Personal information
- Full name: Bernardo Añor Acosta
- Date of birth: May 24, 1988 (age 36)
- Place of birth: Caracas, Venezuela
- Height: 6 ft 1 in (1.85 m)
- Position(s): Left back, Midfielder

Youth career
- 2005–2007: Caracas

College career
- Years: Team / Apps / (Gls)
- 2007–2010: South Florida Bulls / 59 / (21)

Senior career*
- Years: Team / Apps / (Gls)
- 2010: Bradenton Academics / 0 / (0)
- 2011–2014: Columbus Crew / 71 / (12)
- 2015–2016: Sporting Kansas City / 13 / (0)
- 2016: → Minnesota United (loan) / 7 / (0)
- 2017: Minnesota United / 0 / (0)
- 2018–2020: Caracas / 55 / (8)

International career
- 2018–2019: Venezuela / 3 / (0)

= Bernardo Añor Jr. =

Venezuelan footballer (born 1988)

Bernardo Añor Acosta (/es/; born May 24, 1988) is a Venezuelan footballer who plays as a defender or a midfielder.

==Career==
===College and amateur===
During the 2010 collegiate off-season Añor was on the roster of the Bradenton Academics in the USL Premier Development League, but never actually saw any minutes with the team.

===Professional===
On January 14, 2011, Añor was drafted in the third round (48th overall) in the 2011 MLS SuperDraft by Columbus Crew. He made his professional debut on March 26, 2011, in a 0–0 tie with the New York Red Bulls, and scored his first professional goal on June 18 in a 2–0 win over Houston Dynamo and for his actions on field, earned MLS Player of the Week honors in the process.

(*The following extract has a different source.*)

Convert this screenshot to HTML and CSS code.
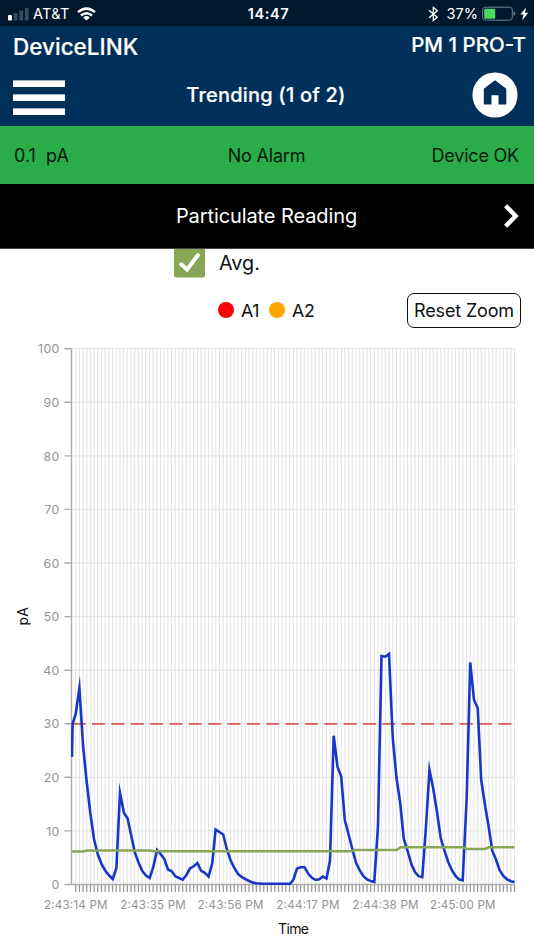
FILE: index.html
```
<!DOCTYPE html>
<html lang="en">
<head>
<meta charset="utf-8">
<title>DeviceLINK</title>
<link rel="stylesheet" href="styles.css">
</head>
<body>
<div class="statusbar">
  <div class="carrier">
    <svg class="signal" width="21" height="14" viewBox="0 0 21 14"><rect x="0" y="8" width="4" height="5.5" rx="1" fill="#fff"/><g fill="#354b60"><rect x="5.7" y="6" width="3.8" height="7.5" rx="1"/><rect x="11.3" y="3.5" width="3.8" height="10" rx="1"/><rect x="16.8" y="1" width="3.8" height="12.5" rx="1"/></g></svg>
    <span class="network">AT&amp;T</span>
    <svg class="wifi" width="19" height="14" viewBox="0 0 19 14" fill="none" stroke="#fff" stroke-width="2.5"><path d="M1 5.1Q9.5-1.9 18 5.1"/><path d="M4 8.5Q9.5 4 15 8.5"/><path d="M9.5 13.6L6.2 10.4Q9.5 7.8 12.8 10.4Z" fill="#fff" stroke="none"/></svg>
  </div>
  <span class="clock">14:47</span>
  <div class="power">
    <svg width="11" height="16" viewBox="0 0 11 16" fill="none" stroke="#fff" stroke-width="1.3"><path d="M1 4.3L9.3 11.3L5.3 14.6V1.4L9.3 4.7L1 11.7"/></svg>
    <span class="percent">37%</span>
    <svg class="battery" width="34" height="16" viewBox="0 0 34 16"><rect x=".7" y="1.2" width="29.6" height="13" rx="2.6" fill="none" stroke="#718090" stroke-width="1"/><rect x="2.2" y="2.8" width="11" height="10" rx="1" fill="#4bd964"/><path d="M31.6 5.3Q33.3 5.8 33.3 7.7T31.6 10.1Z" fill="#718090"/></svg>
    <svg class="bolt" width="9" height="14" viewBox="0 0 9 14"><path d="M6 .5L.4 7.6H3.6L2.2 13.3L8.3 5.7H5Z" fill="#fff"/></svg>
  </div>
</div>
<header class="header">
  <div class="brand"><span class="app">DeviceLINK</span><span class="device">PM 1 PRO-T</span></div>
  <div class="nav">
    <div class="menu"><i></i><i></i><i></i></div>
    <h1 class="title">Trending (1 of 2)</h1>
    <svg class="home" width="46" height="46" viewBox="0 0 46 46"><circle cx="23" cy="23" r="22.6" fill="#fff"/><path d="M23 8.2L34.3 16.8V32.6H26.5V23.3H19.5V32.6H11.8V16.8Z" fill="#003059"/></svg>
  </div>
</header>
<div class="status"><span class="reading">0.1&nbsp; pA</span><span class="alarm">No Alarm</span><span class="ok">Device OK</span></div>
<div class="picker"><span class="metric">Particulate Reading</span>
  <svg class="next" width="17" height="26" viewBox="0 0 17 26"><path d="M2.6 2.7L12.7 13L2.6 23.3" fill="none" stroke="#fff" stroke-width="4.4"/></svg>
</div>
<main>
  <div class="average">
    <svg width="31" height="29" viewBox="0 0 31 29"><path d="M0 0H31V26.5Q31 28.5 29 28.5H2Q0 28.5 0 26.5Z" fill="#87a757"/><path d="M7.2 15.3L13 20.6L23.8 6.2" fill="none" stroke="#fff" stroke-width="4" stroke-linecap="round"/></svg>
    <span class="avg">Avg.</span>
  </div>
  <div class="legend">
    <span class="dot red"></span><span class="key first">A1</span><span class="dot orange"></span><span class="key">A2</span>
    <button class="reset"><span>Reset Zoom</span></button>
  </div>
  <svg class="chart" width="534" height="615" viewBox="0 335 534 615">
    <defs>
      <clipPath id="plot"><rect x="71" y="348" width="444" height="538"/></clipPath>
    </defs>
    <g class="gridlines">
      <path class="columns" d=""/>
      <path d="M72 348.7H514.5M72 402.3H514.5M72 455.9H514.5M72 509.4H514.5M72 563H514.5M72 616.6H514.5M72 670.2H514.5M72 723.8H514.5M72 777.3H514.5M72 830.9H514.5"/>
    </g>
    <path class="ticks" d=""/>
    <path class="axis" d="M64.5 348.7H71.5M64.5 402.3H71.5M64.5 455.9H71.5M64.5 509.4H71.5M64.5 563H71.5M64.5 616.6H71.5M64.5 670.2H71.5M64.5 723.8H71.5M64.5 777.3H71.5M64.5 830.9H71.5M64.5 884.5H515M71.5 348.7V884.5"/>
    <path class="limit" d="M72.7 723.8H514"/>
    <g clip-path="url(#plot)">
      <path class="series" d="M72 757L72.6 724L75.7 714L79.4 688L83 745L86.6 781L90.3 813L94 839L98 855L102 865L105.5 871L109.2 875.5L112.8 879L116.4 868L120 793L124 813L127.6 818.5L131.3 836L135 853L138.7 863L142.3 871L146 875.5L149.7 878L153.3 867L157 850L160.7 854L164.3 859L168 869.5L171.7 871.3L175.3 876.3L179 878L182.7 879.7L186.4 875L190 868.5L194 866L197.4 863L201 870.5L204.8 872.8L208.6 876.6L212.3 863L215.6 829.5L219.3 832L223.2 834.5L226.8 849L230.3 859.5L234 867.5L238 874L241.6 877L245.3 879L249 881L252.8 882.5L256 883.2L263 883.8H290.2L293.5 879.5L297 868.5L300.5 867.2H304.5L308.3 873.8L312 877.8L315.5 880L319.3 879.3L322.7 876.6L326.5 878.5L330 860.5L333.7 735.7L337.5 767L341.2 776.5L344.8 820L348.5 834L352.2 848.5L355.8 862L359.5 870L363.3 876L367 879.5L370.6 881L374.3 881.8L378 826L381.5 656L385.5 656.7L389 653.8L392.7 737L396.5 778L400.2 803L403.8 839L407.6 851L411.5 864.5L415 872L418.5 876.2L422.3 877.2L426 826L429.5 770L433.3 789L437 812L440.7 838L444.3 850L448 861.5L451.8 870L455.5 876L459 879.4L462.7 880.3L466.7 798L470.2 662.5L474 700L477.7 708L481.2 780L485 805L488.7 827L492.3 851L496 859.5L499.5 870L503.3 876L507 879.3L510.7 881.2L514.5 882"/>
      <path class="mean" d="M72 851.5H83L87 850.5H150L154 851.3H351L355 850H396.5L400.5 847.3H463L467 849H485L489 847.2H514.5"/>
    </g>
    <g class="ylabels">
      <text x="59.5" y="353.3">100</text><text x="59.5" y="406.9">90</text><text x="59.5" y="460.5">80</text><text x="59.5" y="514">70</text><text x="59.5" y="567.6">60</text><text x="59.5" y="621.2">50</text><text x="59.5" y="674.8">40</text><text x="59.5" y="728.4">30</text><text x="59.5" y="781.9">20</text><text x="59.5" y="835.5">10</text><text x="59.5" y="889.1">0</text>
    </g>
    <g class="xlabels">
      <text x="44" y="909" textLength="63.5">2:43:14 PM</text><text x="120.3" y="909" textLength="65.5">2:43:35 PM</text><text x="197.5" y="909" textLength="66">2:43:56 PM</text><text x="276.3" y="909" textLength="63.3">2:44:17 PM</text><text x="352.5" y="909" textLength="66">2:44:38 PM</text><text x="430" y="909" textLength="65.5">2:45:00 PM</text>
    </g>
    <text class="axistitle" x="278" y="934" textLength="31">Time</text>
    <text class="axistitle" transform="translate(27.6 625.5) rotate(-90)" textLength="18.5">pA</text>
  </svg>
</main>
<script src="chart.js"></script>
</body>
</html>
```
FILE: chart.js
```
const left = 72;
const step = 442.5 / 120;
let columns = "";
let ticks = "";
for (let i = 1; i <= 120; i++) {
  const x = (left + i * step).toFixed(2);
  columns += `M${x} 348.7V884`;
  ticks += `M${x} 885V892`;
}
document.querySelector(".columns").setAttribute("d", columns);
document.querySelector(".ticks").setAttribute("d", ticks);
```
FILE: styles.css
```
* { box-sizing: border-box; }
body { margin: 0; width: 534px; height: 950px; overflow: hidden; background: #fff; color: #111; font-family: Inter, "Liberation Sans", sans-serif; }
svg { display: block; flex: none; }
span, h1 { white-space: nowrap; }
.statusbar { height: 26px; background: #00182d; color: #fff; display: grid; grid-template-columns: 1fr auto 1fr; align-items: center; padding: 1px 5px 0 8px; font-size: 14px; }
.carrier, .power { display: flex; align-items: center; }
.power { justify-content: flex-end; }
.network { margin-left: 4px; width: 37px; font-size: 14.5px; letter-spacing: .3px; }
.wifi { margin-left: 7px; }
.clock { font-weight: 600; font-size: 14.5px; letter-spacing: .6px; }
.percent { margin: 0 4px 0 8px; font-size: 14.5px; }
.bolt { margin-left: 4px; }
.header { height: 100px; background: #003059; color: #fff; }
.brand { height: 39px; display: flex; justify-content: space-between; padding: 6px 8px 0 13px; line-height: 30px; }
.app { font-size: 22.5px; font-weight: 500; -webkit-text-stroke: .2px #fff; }
.device { font-size: 20.5px; font-weight: 500; line-height: 25px; -webkit-text-stroke: .2px #fff; }
.nav { height: 60px; display: grid; grid-template-columns: 52px 1fr 46px; align-items: center; padding: 0 16px 0 13px; }
.menu { display: grid; gap: 7px; padding-top: 4px; }
.menu i { height: 7px; background: #fff; border: solid #9eafc0; border-width: 1px 0 0; }
.title { margin: 0; padding-right: 5px; text-align: center; font-size: 20px; font-weight: 500; line-height: 30px; letter-spacing: .2px; -webkit-text-stroke: .2px #fff; }
.status { height: 58px; background: #2aac49; display: grid; grid-template-columns: 1fr auto 1fr; align-items: center; padding: 0 15px 0 14px; font-size: 18px; color: #071b0b; }
.alarm { letter-spacing: -.2px; }
.ok { text-align: right; letter-spacing: -.2px; }
.picker { height: 65px; background: #000; border-bottom: 1px solid #444; color: #fff; display: grid; grid-template-columns: 30px 1fr 17px; align-items: center; padding: 0 14px; font-size: 20px; letter-spacing: -.1px; }
.metric { grid-column: 2; text-align: center; padding-right: 14px; }
.average { height: 29px; padding-left: 174px; display: flex; gap: 14px; }
.avg { font-size: 19.8px; line-height: 28px; }
.legend { height: 57px; display: flex; align-items: center; padding: 7px 13px 0 218px; font-size: 17.8px; }
.dot { width: 16px; height: 16px; border-radius: 50%; background: #f00; flex: none; }
.orange { background: #ffa500; }
.key { margin-left: 7px; letter-spacing: -.3px; }
.key.first { width: 19px; margin-right: 9px; }
.reset { margin-left: auto; width: 114px; height: 35px; padding: 0; border: 1.5px solid #111; border-radius: 7px; background: #fff; color: #111; font: 18px Inter, sans-serif; letter-spacing: -.15px; display: flex; align-items: center; justify-content: center; }
.chart { font-family: Inter, sans-serif; }
.gridlines { stroke: #e0e0e0; stroke-width: .9; }
.ticks { stroke: #999; stroke-width: 1.3; }
.axis { fill: none; stroke: #aaa; stroke-width: 1.4; }
.limit { stroke: #dc5a5a; stroke-width: 1.8; stroke-dasharray: 13 6.35; }
.series { fill: none; stroke: #1637c8; stroke-width: 2.6; stroke-miterlimit: 12; }
.mean { fill: none; stroke: #87a757; stroke-width: 2.6; }
.ylabels { fill: #929292; font-size: 12.3px; text-anchor: end; letter-spacing: .3px; }
.xlabels { fill: #929292; font-size: 11.6px; }
.axistitle { fill: #111; font-size: 14px; }
```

Añor was traded to Sporting Kansas City on December 8, 2014.

Añor spent the 2016 season on loan with NASL side Minnesota United FC. It was announced on January 24, 2017, that Añor had signed with Minnesota United FC as the team built its roster for its first Major League Soccer season.

===International===
Añor is an experienced youth international, having represented Venezuela at U-15 and U-20 levels. He made his debut for the senior squad on 16 November 2018 in a friendly against Japan as a 74th-minute substitute for Luis Mago.

==Personal==
Bernardo's father, also named Bernardo Añor, was a professional soccer player in Venezuela. His younger brother Juanpi is also a footballer.